(Given exercise) Note each line that includes the word "React". Copy those lines.

(Given information)

━━━━━━━━━━━━━━━━━━━━━━━━━━━━━━

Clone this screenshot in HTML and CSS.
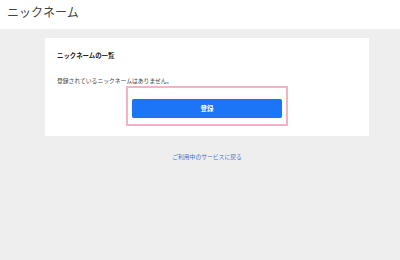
FILE: index.html
```html
<!DOCTYPE html>
<html lang="ja">
<head>
  <meta charset="UTF-8" />
  <title>ニックネーム</title>
  <link rel="stylesheet" href="styles.css">
</head>
<body>

  <header class="top-bar">
    <h1>ニックネーム</h1>
  </header>

  <main class="content">
    <section class="card">
      <h2>ニックネームの一覧</h2>
      <p class="empty">登録されているニックネームはありません。</p>
      <div class="action">
        <div class="highlight">
          <button type="button">登録</button>
        </div>
      </div>
    </section>

    <a class="back" href="#">ご利用中のサービスに戻る</a>
  </main>

</body>
</html>
```

FILE: styles.css
```css
body {
  margin: 0;
  font-family: "Noto Sans CJK JP", "Noto Sans", sans-serif;
  background-color: #eeeeee;
  color: #333;
}

.top-bar {
  background-color: white;
  height: 29px;
  padding: 0 7px;
}

.top-bar h1 {
  margin: 0;
  font-size: 12px;
  font-weight: normal;
  line-height: 24px;
  color: #444;
}

.content {
  padding: 9px 31px 0 45px;
  text-align: center;
}

.card {
  background-color: white;
  height: 98px;
  padding: 0 12px;
  box-sizing: border-box;
  text-align: left;
  overflow: hidden;
}

.card h2 {
  margin: 13px 0 0;
  font-size: 6.4px;
  font-weight: bold;
  line-height: 9px;
  color: #222;
}

.empty {
  margin: 17px 0 0;
  font-size: 5.8px;
  line-height: 8px;
  color: #444;
}

.action {
  display: flex;
  justify-content: center;
  margin-top: 1px;
}

.highlight {
  border: 2.5px solid #f2b3c9;
  padding: 4px 4px 6px;
}

button {
  width: 150px;
  height: 19px;
  padding: 0;
  background-color: #1c74f6;
  color: white;
  border: none;
  border-radius: 2px;
  font-family: inherit;
  font-size: 6.4px;
  font-weight: bold;
  box-shadow: 0 0 1px rgba(0,0,0,0.3);
}

.back {
  display: inline-block;
  margin-top: 16px;
  font-size: 5.8px;
  color: #3d75c9;
  text-decoration: none;
}
```
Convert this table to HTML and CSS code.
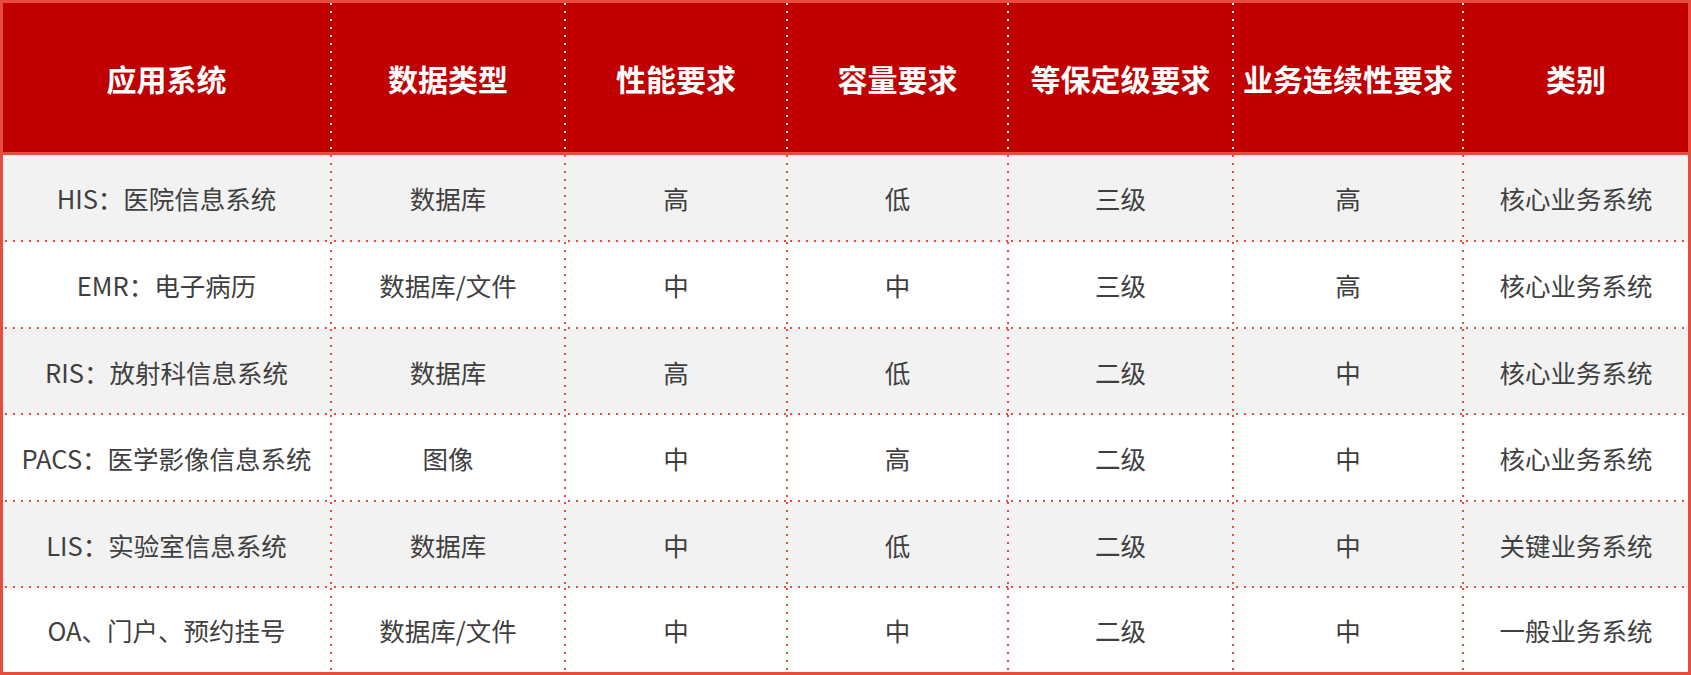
FILE: index.html
```html
<!DOCTYPE html>
<html lang="zh-CN">
<head>
<meta charset="utf-8">
<title>应用系统分类</title>
<link rel="stylesheet" href="styles.css">
</head>
<body>
<div class="table">
  <div class="row head">
    <div class="cell">应用系统</div>
    <div class="cell">数据类型</div>
    <div class="cell">性能要求</div>
    <div class="cell">容量要求</div>
    <div class="cell">等保定级要求</div>
    <div class="cell">业务连续性要求</div>
    <div class="cell">类别</div>
  </div>
  <div class="row body alt r87">
    <div class="cell">HIS：医院信息系统</div>
    <div class="cell">数据库</div>
    <div class="cell">高</div>
    <div class="cell">低</div>
    <div class="cell">三级</div>
    <div class="cell">高</div>
    <div class="cell">核心业务系统</div>
  </div>
  <div class="row body r87">
    <div class="cell">EMR：电子病历</div>
    <div class="cell">数据库/文件</div>
    <div class="cell">中</div>
    <div class="cell">中</div>
    <div class="cell">三级</div>
    <div class="cell">高</div>
    <div class="cell">核心业务系统</div>
  </div>
  <div class="row body alt r86">
    <div class="cell">RIS：放射科信息系统</div>
    <div class="cell">数据库</div>
    <div class="cell">高</div>
    <div class="cell">低</div>
    <div class="cell">二级</div>
    <div class="cell">中</div>
    <div class="cell">核心业务系统</div>
  </div>
  <div class="row body r87">
    <div class="cell">PACS：医学影像信息系统</div>
    <div class="cell">图像</div>
    <div class="cell">中</div>
    <div class="cell">高</div>
    <div class="cell">二级</div>
    <div class="cell">中</div>
    <div class="cell">核心业务系统</div>
  </div>
  <div class="row body alt r86">
    <div class="cell">LIS：实验室信息系统</div>
    <div class="cell">数据库</div>
    <div class="cell">中</div>
    <div class="cell">低</div>
    <div class="cell">二级</div>
    <div class="cell">中</div>
    <div class="cell">关键业务系统</div>
  </div>
  <div class="row body last r84">
    <div class="cell">OA、门户、预约挂号</div>
    <div class="cell">数据库/文件</div>
    <div class="cell">中</div>
    <div class="cell">中</div>
    <div class="cell">二级</div>
    <div class="cell">中</div>
    <div class="cell">一般业务系统</div>
  </div>
</div>
</body>
</html>
```

FILE: styles.css
```css
html, body {
  margin: 0;
  padding: 0;
  background: #ffffff;
  overflow: hidden;
}

.table {
  box-sizing: border-box;
  width: 1691px;
  height: 675px;
  border: 3px solid #e84c3d;
  display: flex;
  flex-direction: column;
  overflow: hidden;
  font-family: "Noto Sans CJK SC", "Noto Sans", sans-serif;
}

.row {
  box-sizing: border-box;
  display: grid;
  grid-template-columns: 329px 234px 222px 221px 225px 230px 224px;
  grid-template-rows: 100%;
  flex: none;
  overflow: hidden;
}

.cell {
  box-sizing: border-box;
  display: flex;
  align-items: center;
  justify-content: center;
  white-space: nowrap;
  padding-right: 2px;
  min-height: 0;
  line-height: 1.2;
}

.cell:last-child {
  padding-right: 0;
}

/* header */
.head {
  height: 152px;
  background: #c00000;
  border-bottom: 3px solid #e84c3d;
}

.head .cell {
  color: #ffffff;
  font-size: 30px;
  font-weight: 700;
  background-image: linear-gradient(to bottom, #ffffff 2px, transparent 2px);
  background-size: 2px 8px;
  background-repeat: repeat-y;
  background-position: right 0 top 0;
}

.head .cell:last-child {
  background-image: none;
}

/* body rows */
.body {
  background: #ffffff;
}

.body.alt {
  background: #f2f2f2;
}

.r87 { height: 87px; }
.r86 { height: 86px; }
.r84 { height: 84px; }

.body .cell {
  color: #3f3f3f;
  font-size: 25.5px;
  font-weight: 400;
  padding-bottom: 2px;
  padding-top: 2px;
  background-image:
    linear-gradient(to bottom, #e84c3d 2px, transparent 2px),
    linear-gradient(to right, #e84c3d 2px, transparent 2px);
  background-size: 2px 8px, 8px 2px;
  background-repeat: repeat-y, repeat-x;
  background-position: right 0 top 0, left 2px bottom 0;
}

.body .cell:last-child {
  background-image: linear-gradient(to right, #e84c3d 2px, transparent 2px);
  background-size: 8px 2px;
  background-repeat: repeat-x;
  background-position: left 2px bottom 0;
}

.body.last .cell {
  background-image: linear-gradient(to bottom, #e84c3d 2px, transparent 2px);
  background-size: 2px 8px;
  background-repeat: repeat-y;
  background-position: right 0 top 0;
}

.body.last .cell:last-child {
  background-image: none;
}
```
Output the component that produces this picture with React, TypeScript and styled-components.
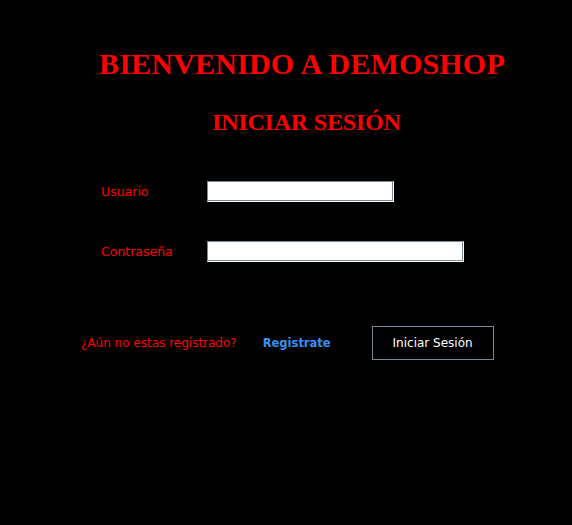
import React from "react";
import styled, { createGlobalStyle } from "styled-components";

const GlobalStyle = createGlobalStyle`
  html, body {
    margin: 0;
    padding: 0;
    background: #000;
  }
  #root {
    min-height: 100vh;
    background: #000;
  }
`;

const Page = styled.div`
  padding-top: 49px;
  font-family: "DejaVu Sans", sans-serif;
`;

const Title = styled.h1`
  margin: 0 0 0 99px;
  font-family: "Liberation Serif", "Times New Roman", serif;
  font-size: 30px;
  line-height: 30px;
  letter-spacing: 0.2px;
  font-weight: bold;
  color: #ff0000;
  white-space: nowrap;
`;

const Subtitle = styled.h2`
  margin: 31px 0 0 212px;
  font-family: "Liberation Serif", "Times New Roman", serif;
  font-size: 24px;
  line-height: 24px;
  letter-spacing: -0.2px;
  font-weight: bold;
  color: #ff0000;
  white-space: nowrap;
`;

const Form = styled.form`
  margin-top: 47px;
  padding-left: 101px;
  display: flex;
  flex-direction: column;
  gap: 39px;
`;

const Row = styled.div`
  display: flex;
  align-items: center;
  height: 21px;
`;

const Label = styled.label`
  width: 106px;
  font-size: 12.5px;
  color: #ff0000;
`;

const Field = styled.input<{ $width: number }>`
  box-sizing: border-box;
  width: ${(p) => p.$width}px;
  height: 21px;
  margin: 0;
  padding: 0 3px;
  background: #fff;
  border-style: solid;
  border-width: 1px;
  border-color: #7a8794 #fff #fff #7a8794;
  box-shadow: inset -1px -1px 0 #7a8794;
  outline: none;
  font-family: "DejaVu Sans", sans-serif;
  font-size: 12px;
`;

const Footer = styled.div`
  margin-top: 64px;
  padding-left: 81px;
  display: flex;
  align-items: center;
`;

const Question = styled.span`
  font-size: 12px;
  color: #ff0000;
  white-space: nowrap;
`;

const RegisterLink = styled.a`
  margin-left: 26px;
  font-size: 11.5px;
  font-weight: bold;
  color: #3592f5;
  text-decoration: none;
  cursor: pointer;
`;

const SubmitButton = styled.button`
  margin-left: 41px;
  box-sizing: border-box;
  width: 122px;
  height: 34px;
  padding: 0;
  background: #000;
  border: 1px solid #7a8794;
  color: #fff;
  font-family: "DejaVu Sans", sans-serif;
  font-size: 12px;
  cursor: pointer;
`;

export default function App() {
  return (
    <>
      <GlobalStyle />
      <Page>
        <Title>BIENVENIDO A DEMOSHOP</Title>
        <Subtitle>INICIAR SESIÓN</Subtitle>
        <Form onSubmit={(e) => e.preventDefault()}>
          <Row>
            <Label htmlFor="usuario">Usuario</Label>
            <Field id="usuario" type="text" $width={187} />
          </Row>
          <Row>
            <Label htmlFor="clave">Contraseña</Label>
            <Field id="clave" type="password" $width={257} />
          </Row>
        </Form>
        <Footer>
          <Question>¿Aún no estas registrado?</Question>
          <RegisterLink>Registrate</RegisterLink>
          <SubmitButton type="button">Iniciar Sesión</SubmitButton>
        </Footer>
      </Page>
    </>
  );
}
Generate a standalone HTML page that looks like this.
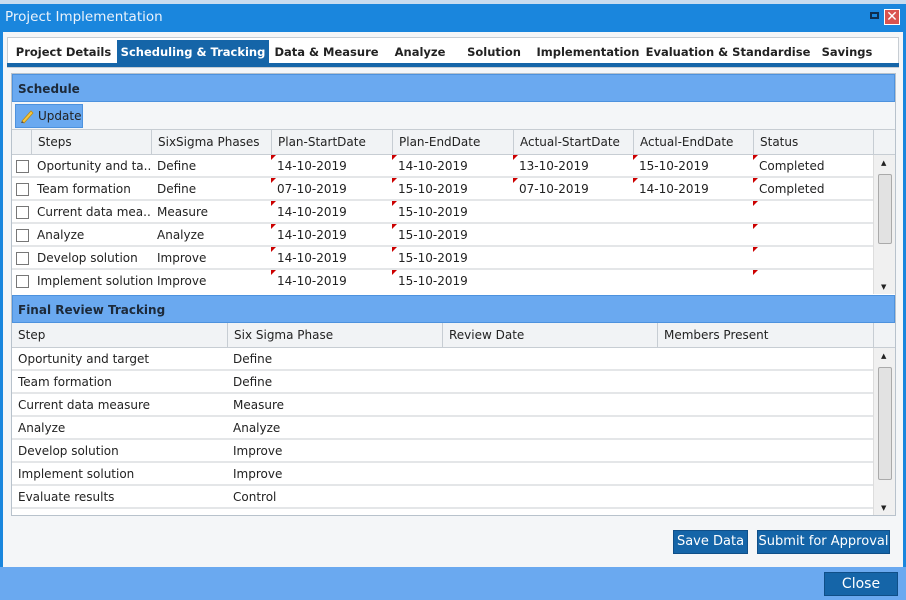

━━━━━━━━━━━━━━━━━━━━━━━━━━━━━━

(Exercise response)
Output the component that produces this picture with React, TypeScript and styled-components.
import React from "react";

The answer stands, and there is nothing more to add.